━━━ INPUT

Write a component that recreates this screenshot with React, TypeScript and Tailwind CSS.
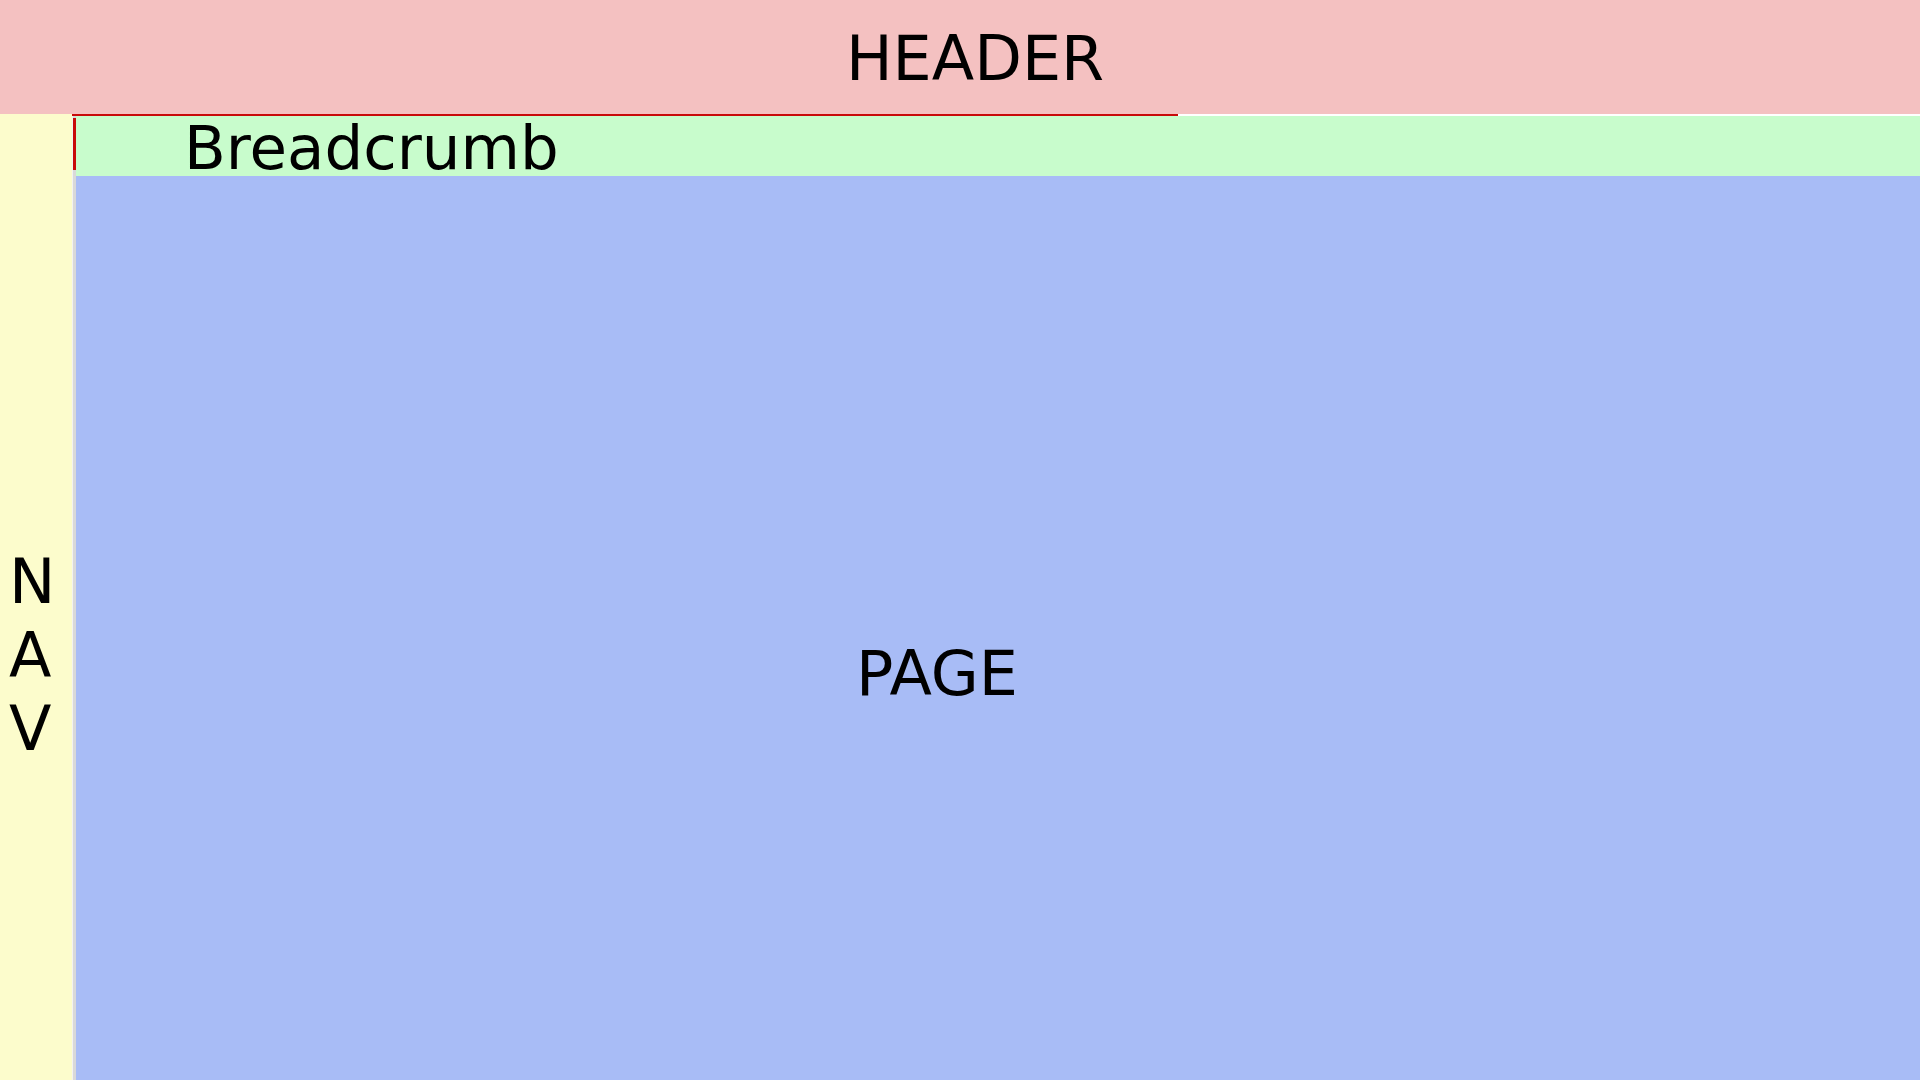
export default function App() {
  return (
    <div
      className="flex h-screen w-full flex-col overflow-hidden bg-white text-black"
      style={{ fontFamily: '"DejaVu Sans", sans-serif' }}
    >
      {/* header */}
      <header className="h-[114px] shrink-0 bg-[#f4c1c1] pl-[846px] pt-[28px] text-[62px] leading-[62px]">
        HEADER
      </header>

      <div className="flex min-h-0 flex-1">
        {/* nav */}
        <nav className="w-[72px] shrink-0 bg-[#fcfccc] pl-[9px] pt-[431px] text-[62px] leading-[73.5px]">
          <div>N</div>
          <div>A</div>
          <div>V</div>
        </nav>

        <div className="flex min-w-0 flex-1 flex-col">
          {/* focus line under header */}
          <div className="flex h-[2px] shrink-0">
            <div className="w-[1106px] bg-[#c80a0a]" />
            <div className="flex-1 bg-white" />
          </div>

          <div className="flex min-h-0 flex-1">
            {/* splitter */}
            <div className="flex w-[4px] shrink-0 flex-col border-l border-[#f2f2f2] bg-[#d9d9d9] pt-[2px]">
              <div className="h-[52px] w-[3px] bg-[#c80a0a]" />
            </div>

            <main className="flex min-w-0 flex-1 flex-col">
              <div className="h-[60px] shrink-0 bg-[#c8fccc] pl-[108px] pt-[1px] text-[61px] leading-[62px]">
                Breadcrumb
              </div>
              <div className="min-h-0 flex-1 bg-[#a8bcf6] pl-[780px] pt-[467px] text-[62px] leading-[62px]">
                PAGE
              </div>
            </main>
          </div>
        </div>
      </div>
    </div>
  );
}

━━━━━━
━━━ INPUT

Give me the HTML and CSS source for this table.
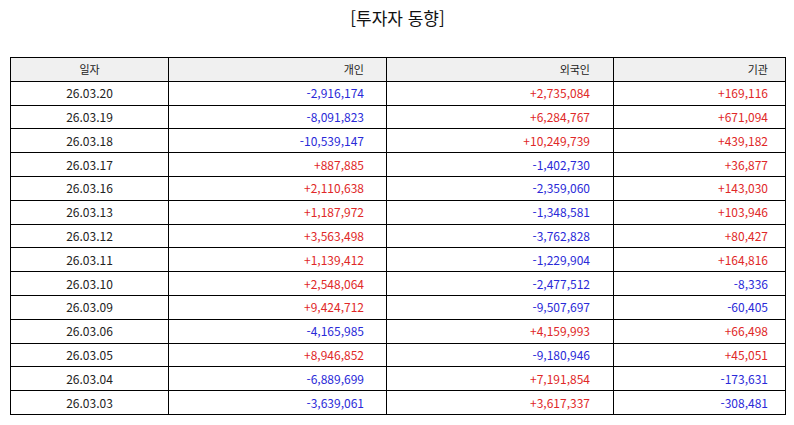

━━━━━━
━━━ INPUT

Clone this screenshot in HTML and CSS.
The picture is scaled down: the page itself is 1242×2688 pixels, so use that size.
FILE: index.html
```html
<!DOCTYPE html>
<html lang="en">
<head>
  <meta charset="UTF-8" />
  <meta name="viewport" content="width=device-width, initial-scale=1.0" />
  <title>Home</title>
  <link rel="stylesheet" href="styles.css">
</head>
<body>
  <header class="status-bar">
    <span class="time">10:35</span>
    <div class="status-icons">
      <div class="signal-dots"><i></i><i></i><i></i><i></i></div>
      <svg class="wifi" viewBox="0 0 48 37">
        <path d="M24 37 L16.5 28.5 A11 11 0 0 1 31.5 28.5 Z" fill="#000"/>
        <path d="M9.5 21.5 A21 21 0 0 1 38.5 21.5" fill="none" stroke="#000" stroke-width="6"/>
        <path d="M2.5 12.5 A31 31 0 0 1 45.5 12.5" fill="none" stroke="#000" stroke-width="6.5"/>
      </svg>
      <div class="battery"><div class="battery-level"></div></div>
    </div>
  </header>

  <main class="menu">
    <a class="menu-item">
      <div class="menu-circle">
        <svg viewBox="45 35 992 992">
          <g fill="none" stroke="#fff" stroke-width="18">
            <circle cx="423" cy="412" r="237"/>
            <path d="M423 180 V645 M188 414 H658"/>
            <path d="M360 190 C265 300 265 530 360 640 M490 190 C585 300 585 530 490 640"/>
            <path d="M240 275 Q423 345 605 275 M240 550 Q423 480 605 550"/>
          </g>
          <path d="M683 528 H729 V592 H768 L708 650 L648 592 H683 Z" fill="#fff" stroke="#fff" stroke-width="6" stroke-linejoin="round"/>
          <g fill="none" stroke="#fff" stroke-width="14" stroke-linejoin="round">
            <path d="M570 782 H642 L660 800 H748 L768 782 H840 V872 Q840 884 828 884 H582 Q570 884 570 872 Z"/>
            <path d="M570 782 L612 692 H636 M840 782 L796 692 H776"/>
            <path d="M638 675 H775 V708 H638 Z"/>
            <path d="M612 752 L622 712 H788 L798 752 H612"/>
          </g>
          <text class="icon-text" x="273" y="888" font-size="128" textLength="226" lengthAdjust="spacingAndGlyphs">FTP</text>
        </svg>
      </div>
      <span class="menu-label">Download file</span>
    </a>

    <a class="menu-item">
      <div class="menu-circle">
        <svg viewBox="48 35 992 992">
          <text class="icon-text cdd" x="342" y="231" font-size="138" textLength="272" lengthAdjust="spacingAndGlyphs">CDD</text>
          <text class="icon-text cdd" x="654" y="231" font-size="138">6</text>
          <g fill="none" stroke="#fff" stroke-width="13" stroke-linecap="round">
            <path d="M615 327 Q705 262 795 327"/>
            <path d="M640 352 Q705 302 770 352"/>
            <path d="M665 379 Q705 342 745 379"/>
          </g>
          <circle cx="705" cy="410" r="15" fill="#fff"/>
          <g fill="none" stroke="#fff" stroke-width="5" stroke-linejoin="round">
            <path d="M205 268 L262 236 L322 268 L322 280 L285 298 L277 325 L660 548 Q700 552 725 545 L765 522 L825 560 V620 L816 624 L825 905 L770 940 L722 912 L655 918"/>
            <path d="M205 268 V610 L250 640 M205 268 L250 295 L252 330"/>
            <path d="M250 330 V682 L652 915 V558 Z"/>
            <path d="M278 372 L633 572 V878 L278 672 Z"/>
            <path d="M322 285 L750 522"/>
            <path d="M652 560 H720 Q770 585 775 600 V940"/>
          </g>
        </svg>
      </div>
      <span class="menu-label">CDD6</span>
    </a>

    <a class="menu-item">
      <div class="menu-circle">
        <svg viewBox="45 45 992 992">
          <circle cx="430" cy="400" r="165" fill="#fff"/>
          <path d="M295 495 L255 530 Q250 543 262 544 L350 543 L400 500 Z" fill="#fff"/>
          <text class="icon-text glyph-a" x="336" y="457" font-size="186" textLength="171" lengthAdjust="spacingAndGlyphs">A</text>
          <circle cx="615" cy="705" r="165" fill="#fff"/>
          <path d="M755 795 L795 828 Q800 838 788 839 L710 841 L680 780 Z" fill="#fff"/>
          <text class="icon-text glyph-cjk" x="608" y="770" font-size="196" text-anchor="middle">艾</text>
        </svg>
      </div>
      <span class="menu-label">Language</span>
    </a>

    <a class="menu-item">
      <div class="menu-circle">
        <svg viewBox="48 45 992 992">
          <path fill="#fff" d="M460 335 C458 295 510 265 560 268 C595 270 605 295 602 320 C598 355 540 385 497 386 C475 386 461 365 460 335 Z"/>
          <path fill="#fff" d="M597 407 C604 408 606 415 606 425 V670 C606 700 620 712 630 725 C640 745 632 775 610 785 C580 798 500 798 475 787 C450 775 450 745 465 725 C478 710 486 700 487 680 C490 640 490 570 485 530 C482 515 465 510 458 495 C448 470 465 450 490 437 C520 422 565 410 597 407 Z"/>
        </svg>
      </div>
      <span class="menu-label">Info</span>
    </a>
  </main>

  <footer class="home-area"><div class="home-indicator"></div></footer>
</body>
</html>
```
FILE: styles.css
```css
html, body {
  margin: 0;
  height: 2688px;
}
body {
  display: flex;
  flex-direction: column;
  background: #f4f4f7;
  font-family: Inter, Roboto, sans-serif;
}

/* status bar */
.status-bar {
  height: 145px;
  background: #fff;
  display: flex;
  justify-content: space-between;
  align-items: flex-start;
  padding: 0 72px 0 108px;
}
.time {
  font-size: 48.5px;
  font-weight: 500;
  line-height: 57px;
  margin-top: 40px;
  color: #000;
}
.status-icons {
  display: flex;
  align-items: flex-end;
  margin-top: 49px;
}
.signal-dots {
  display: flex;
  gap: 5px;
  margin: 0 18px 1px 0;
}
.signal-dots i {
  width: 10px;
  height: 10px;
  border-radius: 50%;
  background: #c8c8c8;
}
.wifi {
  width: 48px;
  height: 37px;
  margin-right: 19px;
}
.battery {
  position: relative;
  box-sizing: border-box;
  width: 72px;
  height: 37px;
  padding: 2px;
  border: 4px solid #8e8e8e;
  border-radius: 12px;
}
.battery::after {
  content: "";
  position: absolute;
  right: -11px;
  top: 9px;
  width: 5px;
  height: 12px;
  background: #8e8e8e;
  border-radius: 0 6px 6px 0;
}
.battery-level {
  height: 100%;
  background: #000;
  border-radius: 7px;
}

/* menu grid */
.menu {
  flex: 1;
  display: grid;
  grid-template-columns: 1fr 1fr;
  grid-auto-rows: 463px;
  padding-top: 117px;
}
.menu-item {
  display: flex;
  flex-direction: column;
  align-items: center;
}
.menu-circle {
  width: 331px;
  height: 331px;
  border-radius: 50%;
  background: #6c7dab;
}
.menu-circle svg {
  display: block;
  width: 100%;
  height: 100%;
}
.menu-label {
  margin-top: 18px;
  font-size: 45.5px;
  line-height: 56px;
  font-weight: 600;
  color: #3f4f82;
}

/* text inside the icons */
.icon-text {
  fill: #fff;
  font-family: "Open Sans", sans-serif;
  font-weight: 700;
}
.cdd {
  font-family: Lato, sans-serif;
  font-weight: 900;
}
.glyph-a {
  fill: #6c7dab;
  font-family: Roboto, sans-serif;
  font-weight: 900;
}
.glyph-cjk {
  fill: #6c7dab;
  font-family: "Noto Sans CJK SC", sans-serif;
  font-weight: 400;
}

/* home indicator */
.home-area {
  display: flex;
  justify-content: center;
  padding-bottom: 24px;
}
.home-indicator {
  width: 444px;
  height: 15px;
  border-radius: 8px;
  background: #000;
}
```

━━━━━━

In the listing above, find each line with the word "that" and copy it.

• COMPLETED TASK:
Write a component that recreates this screenshot with React, TypeScript and Tailwind CSS.
The picture is scaled down: the page itself is 1242×2688 pixels, so use that size.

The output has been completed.